▸ **EXERCISE OBJECTIVE**:
Transcribe every line exactly. Leave the pictures behind.

+--

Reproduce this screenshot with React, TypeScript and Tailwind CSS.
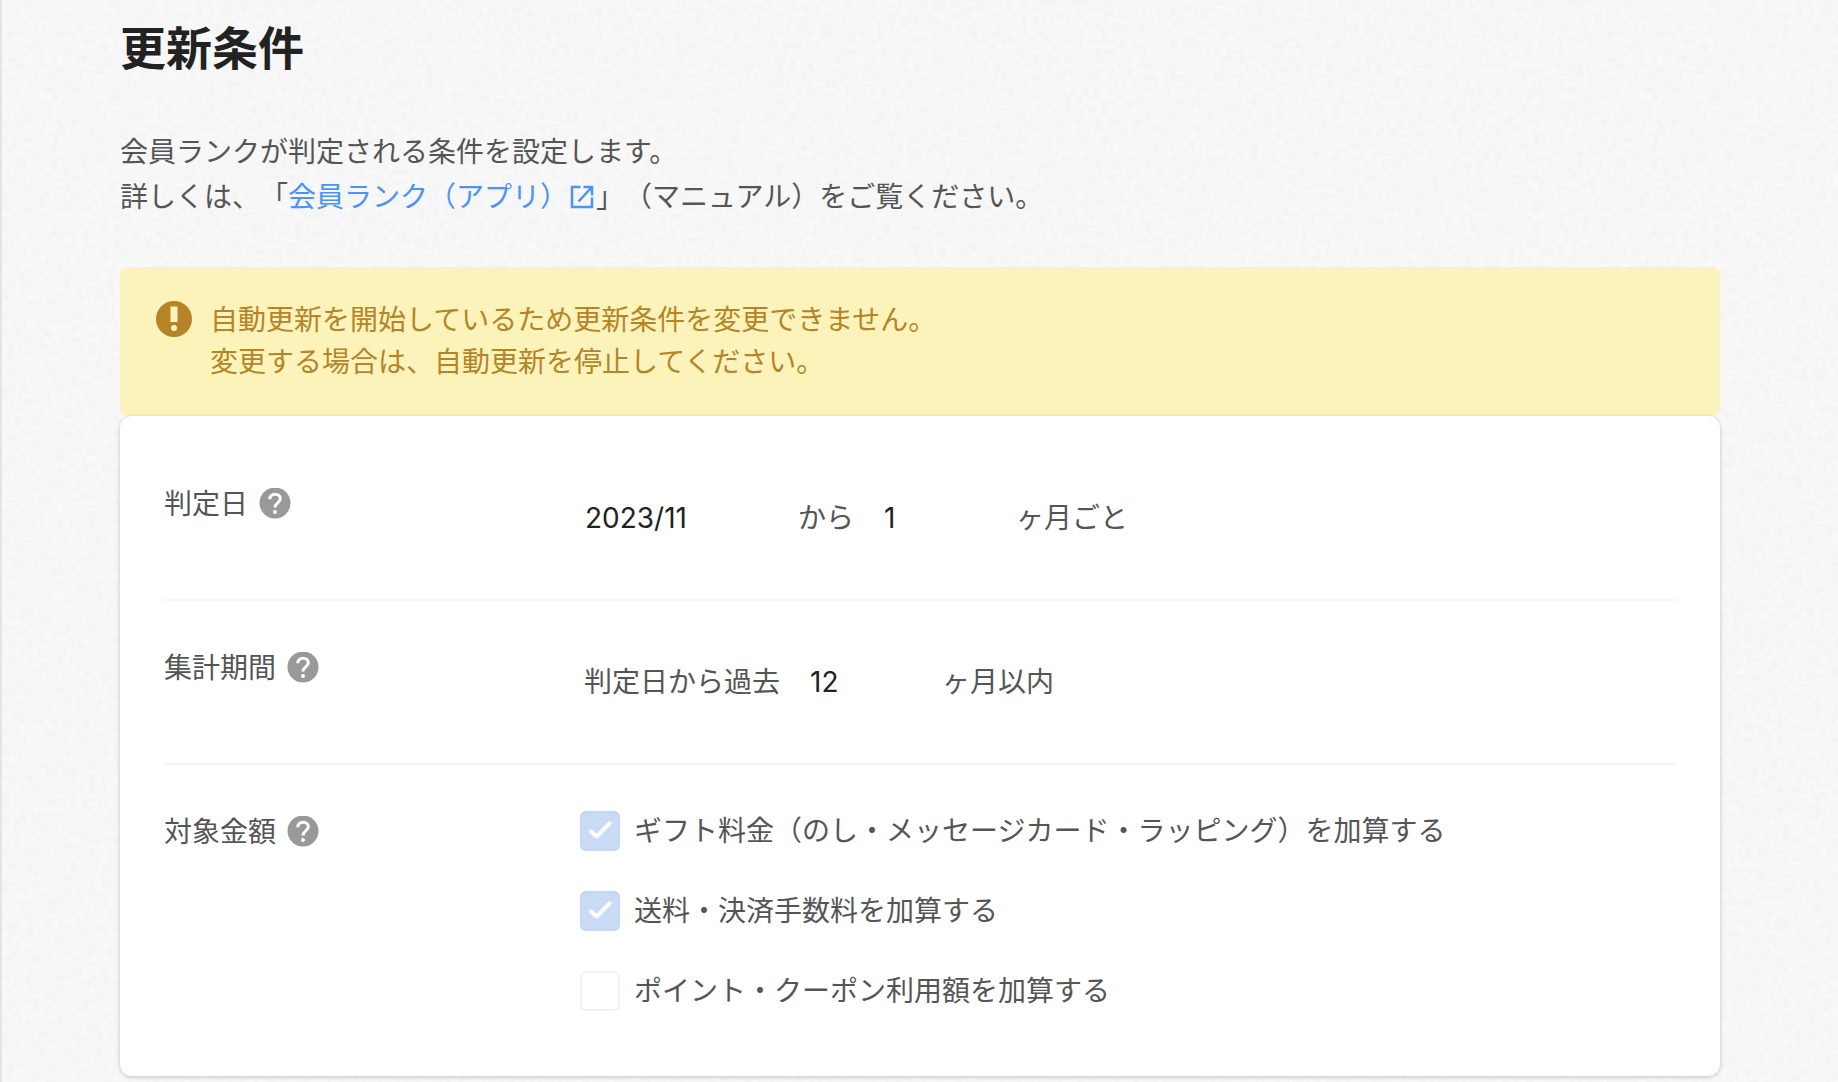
import { useState } from "react";
import type { ReactNode } from "react";

const AMOUNT_OPTIONS = [
  {
    id: "gift",
    label: "ギフト料金（のし・メッセージカード・ラッピング）を加算する",
    checked: true,
  },
  { id: "shipping", label: "送料・決済手数料を加算する", checked: true },
  {
    id: "point",
    label: "ポイント・クーポン利用額を加算する",
    checked: false,
  },
];

function PaperTexture() {
  return (
    <svg
      className="absolute inset-0 -z-10 h-full w-full opacity-10"
      aria-hidden="true"
    >
      <filter id="paper">
        <feTurbulence type="fractalNoise" baseFrequency="0.16" numOctaves="3" />
        <feColorMatrix
          type="matrix"
          values="1 0 0 0 0  1 0 0 0 0  1 0 0 0 0  0 0 0 0 0.5"
        />
      </filter>
      <rect width="100%" height="100%" filter="url(#paper)" />
    </svg>
  );
}

function ExternalIcon() {
  return (
    <svg
      viewBox="0 0 24 24"
      className="mx-0.5 inline-block h-6 w-6 align-[-2px]"
      fill="none"
      stroke="currentColor"
      strokeWidth="2.500"
      aria-hidden="true"
    >
      <path d="M10.500 2H2v20h20v-9.500" />
      <path d="M13.500 2H22v8.500M21.500 2.500 8.500 16.500" />
    </svg>
  );
}

function AlertIcon() {
  return (
    <svg viewBox="0 0 36 36" className="mt-0.5 h-9 w-9 shrink-0" aria-hidden="true">
      <circle cx="18" cy="18" r="18" fill="#b58428" />
      <path d="M14.500 5.500h7v15.500h-7z" fill="#fcf3ba" />
      <circle cx="18" cy="27" r="3" fill="#fcf3ba" />
    </svg>
  );
}

function HelpButton({ label }: { label: string }) {
  return (
    <button type="button" aria-label={`${label}のヘルプ`} className="shrink-0">
      <svg viewBox="0 0 32 32" className="block h-8 w-8">
        <circle cx="16" cy="15" r="15.500" fill="#999" />
        <path
          d="M10.800 11.200C10.800 8 13 6.200 16 6.200s5.300 1.800 5.300 4.600c0 4-5.300 4.300-5.300 8.700"
          fill="none"
          stroke="#fff"
          strokeWidth="3"
        />
        <circle cx="16" cy="24" r="2" fill="#fff" />
      </svg>
    </button>
  );
}

function FormRow({ label, children }: { label: string; children: ReactNode }) {
  return (
    <div className="flex border-b-2 border-[#f5f5f5] last:border-b-0">
      <div className="mt-[46px] flex h-[42px] w-[416px] shrink-0 items-center gap-[11px]">
        <span>{label}</span>
        <HelpButton label={label} />
      </div>
      {children}
    </div>
  );
}

export default function App() {
  const [start, setStart] = useState("2023/11");
  const [interval, setInterval] = useState("1");
  const [period, setPeriod] = useState("12");

  return (
    <main className="relative isolate min-h-screen border-l-2 border-[#e4e4e4] bg-[#fafafa] px-[118px] pt-[14px] font-['Inter','Noto_Sans_CJK_JP',sans-serif] text-[28px] leading-[42px] text-[#555] [text-spacing-trim:space-all]">
      <PaperTexture />
      <h1 className="text-[46px] leading-[68px] font-bold text-[#222]">
        更新条件
      </h1>
      <p className="mt-12 leading-[45px]">
        会員ランクが判定される条件を設定します。
        <br />
        詳しくは、「
        <a href="#manual" className="text-[#4b94f5]">
          会員ランク（アプリ）
          <ExternalIcon />
        </a>
        」（マニュアル）をご覧ください。
      </p>

      <div
        role="alert"
        className="mt-[47px] flex gap-[18px] rounded-lg bg-[#fcf3ba] pt-8 pr-9 pb-[33px] pl-9 text-[#b58428]"
      >
        <AlertIcon />
        <p>
          自動更新を開始しているため更新条件を変更できません。
          <br />
          変更する場合は、自動更新を停止してください。
        </p>
      </div>

      <form className="rounded-xl bg-white px-11 pt-[21px] pb-[65px] shadow-[0_1px_4px_rgba(0,0,0,0.22)]">
        <FormRow label="判定日">
          <div className="flex h-[162px] items-center pl-1">
            <input
              type="text"
              aria-label="開始月"
              disabled
              value={start}
              onChange={(e) => setStart(e.target.value)}
              className="w-[214px] pl-px text-[#222]"
            />
            <span>から</span>
            <input
              id="interval"
              type="text"
              disabled
              value={interval}
              onChange={(e) => setInterval(e.target.value)}
              className="ml-7 w-[106px] pl-0.5 text-[#222]"
            />
            <label htmlFor="interval" className="ml-7">
              ヶ月ごと
            </label>
          </div>
        </FormRow>

        <FormRow label="集計期間">
          <div className="flex h-[162px] items-center pl-1">
            <span>判定日から過去</span>
            <input
              id="period"
              type="text"
              disabled
              value={period}
              onChange={(e) => setPeriod(e.target.value)}
              className="ml-7 w-[106px] pl-0.5 text-[#222]"
            />
            <label htmlFor="period" className="ml-7">
              ヶ月以内
            </label>
          </div>
        </FormRow>

        <FormRow label="対象金額">
          <div className="flex flex-col gap-10 pt-[46px]">
            {AMOUNT_OPTIONS.map(({ id, label, checked }) => (
              <div key={id} className="flex h-10 items-center">
                <span className="grid h-10 w-10 shrink-0">
                  <input
                    id={id}
                    type="checkbox"
                    disabled
                    defaultChecked={checked}
                    className="peer col-start-1 row-start-1 h-10 w-10 appearance-none rounded-md border-2 border-[#f1f1f1] bg-white checked:border-0 checked:bg-[#c9dbf5] checked:shadow-[inset_0_1px_3px_rgba(120,150,200,0.15)]"
                  />
                  <svg
                    viewBox="0 0 40 40"
                    className="pointer-events-none col-start-1 row-start-1 hidden h-10 w-10 peer-checked:block"
                    aria-hidden="true"
                  >
                    <path
                      d="M11 20.500 16.500 25.500 29.500 12.500"
                      fill="none"
                      stroke="#fff"
                      strokeWidth="4"
                      strokeLinecap="round"
                      strokeLinejoin="round"
                    />
                  </svg>
                </span>
                <label htmlFor={id} className="pl-[14px]">
                  {label}
                </label>
              </div>
            ))}
          </div>
        </FormRow>
      </form>
    </main>
  );
}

+--

▸ **CORRECT OUTPUT**:
Reproduce this screenshot with React, TypeScript and Tailwind CSS.
import { useState } from "react";
import type { ReactNode } from "react";

const AMOUNT_OPTIONS = [
  {
    id: "gift",
    label: "ギフト料金（のし・メッセージカード・ラッピング）を加算する",
    checked: true,
  },
  { id: "shipping", label: "送料・決済手数料を加算する", checked: true },
  {
    id: "point",
    label: "ポイント・クーポン利用額を加算する",
    checked: false,
  },
];

function PaperTexture() {
  return (
    <svg
      className="absolute inset-0 -z-10 h-full w-full opacity-10"
      aria-hidden="true"
    >
      <filter id="paper">
        <feTurbulence type="fractalNoise" baseFrequency="0.16" numOctaves="3" />
        <feColorMatrix
          type="matrix"
          values="1 0 0 0 0  1 0 0 0 0  1 0 0 0 0  0 0 0 0 0.5"
        />
      </filter>
      <rect width="100%" height="100%" filter="url(#paper)" />
    </svg>
  );
}

function ExternalIcon() {
  return (
    <svg
      viewBox="0 0 24 24"
      className="mx-0.5 inline-block h-6 w-6 align-[-2px]"
      fill="none"
      stroke="currentColor"
      strokeWidth="2.500"
      aria-hidden="true"
    >
      <path d="M10.500 2H2v20h20v-9.500" />
      <path d="M13.500 2H22v8.500M21.500 2.500 8.500 16.500" />
    </svg>
  );
}

function AlertIcon() {
  return (
    <svg viewBox="0 0 36 36" className="mt-0.5 h-9 w-9 shrink-0" aria-hidden="true">
      <circle cx="18" cy="18" r="18" fill="#b58428" />
      <path d="M14.500 5.500h7v15.500h-7z" fill="#fcf3ba" />
      <circle cx="18" cy="27" r="3" fill="#fcf3ba" />
    </svg>
  );
}

function HelpButton({ label }: { label: string }) {
  return (
    <button type="button" aria-label={`${label}のヘルプ`} className="shrink-0">
      <svg viewBox="0 0 32 32" className="block h-8 w-8">
        <circle cx="16" cy="15" r="15.500" fill="#999" />
        <path
          d="M10.800 11.200C10.800 8 13 6.200 16 6.200s5.300 1.800 5.300 4.600c0 4-5.300 4.300-5.300 8.700"
          fill="none"
          stroke="#fff"
          strokeWidth="3"
        />
        <circle cx="16" cy="24" r="2" fill="#fff" />
      </svg>
    </button>
  );
}

function FormRow({ label, children }: { label: string; children: ReactNode }) {
  return (
    <div className="flex border-b-2 border-[#f5f5f5] last:border-b-0">
      <div className="mt-[46px] flex h-[42px] w-[416px] shrink-0 items-center gap-[11px]">
        <span>{label}</span>
        <HelpButton label={label} />
      </div>
      {children}
    </div>
  );
}

export default function App() {
  const [start, setStart] = useState("2023/11");
  const [interval, setInterval] = useState("1");
  const [period, setPeriod] = useState("12");

  return (
    <main className="relative isolate min-h-screen border-l-2 border-[#e4e4e4] bg-[#fafafa] px-[118px] pt-[14px] font-['Inter','Noto_Sans_CJK_JP',sans-serif] text-[28px] leading-[42px] text-[#555] [text-spacing-trim:space-all]">
      <PaperTexture />
      <h1 className="text-[46px] leading-[68px] font-bold text-[#222]">
        更新条件
      </h1>
      <p className="mt-12 leading-[45px]">
        会員ランクが判定される条件を設定します。
        <br />
        詳しくは、「
        <a href="#manual" className="text-[#4b94f5]">
          会員ランク（アプリ）
          <ExternalIcon />
        </a>
        」（マニュアル）をご覧ください。
      </p>

      <div
        role="alert"
        className="mt-[47px] flex gap-[18px] rounded-lg bg-[#fcf3ba] pt-8 pr-9 pb-[33px] pl-9 text-[#b58428]"
      >
        <AlertIcon />
        <p>
          自動更新を開始しているため更新条件を変更できません。
          <br />
          変更する場合は、自動更新を停止してください。
        </p>
      </div>

      <form className="rounded-xl bg-white px-11 pt-[21px] pb-[65px] shadow-[0_1px_4px_rgba(0,0,0,0.22)]">
        <FormRow label="判定日">
          <div className="flex h-[162px] items-center pl-1">
            <input
              type="text"
              aria-label="開始月"
              disabled
              value={start}
              onChange={(e) => setStart(e.target.value)}
              className="w-[214px] pl-px text-[#222]"
            />
            <span>から</span>
            <input
              id="interval"
              type="text"
              disabled
              value={interval}
              onChange={(e) => setInterval(e.target.value)}
              className="ml-7 w-[106px] pl-0.5 text-[#222]"
            />
            <label htmlFor="interval" className="ml-7">
              ヶ月ごと
            </label>
          </div>
        </FormRow>

        <FormRow label="集計期間">
          <div className="flex h-[162px] items-center pl-1">
            <span>判定日から過去</span>
            <input
              id="period"
              type="text"
              disabled
              value={period}
              onChange={(e) => setPeriod(e.target.value)}
              className="ml-7 w-[106px] pl-0.5 text-[#222]"
            />
            <label htmlFor="period" className="ml-7">
              ヶ月以内
            </label>
          </div>
        </FormRow>

        <FormRow label="対象金額">
          <div className="flex flex-col gap-10 pt-[46px]">
            {AMOUNT_OPTIONS.map(({ id, label, checked }) => (
              <div key={id} className="flex h-10 items-center">
                <span className="grid h-10 w-10 shrink-0">
                  <input
                    id={id}
                    type="checkbox"
                    disabled
                    defaultChecked={checked}
                    className="peer col-start-1 row-start-1 h-10 w-10 appearance-none rounded-md border-2 border-[#f1f1f1] bg-white checked:border-0 checked:bg-[#c9dbf5] checked:shadow-[inset_0_1px_3px_rgba(120,150,200,0.15)]"
                  />
                  <svg
                    viewBox="0 0 40 40"
                    className="pointer-events-none col-start-1 row-start-1 hidden h-10 w-10 peer-checked:block"
                    aria-hidden="true"
                  >
                    <path
                      d="M11 20.500 16.500 25.500 29.500 12.500"
                      fill="none"
                      stroke="#fff"
                      strokeWidth="4"
                      strokeLinecap="round"
                      strokeLinejoin="round"
                    />
                  </svg>
                </span>
                <label htmlFor={id} className="pl-[14px]">
                  {label}
                </label>
              </div>
            ))}
          </div>
        </FormRow>
      </form>
    </main>
  );
}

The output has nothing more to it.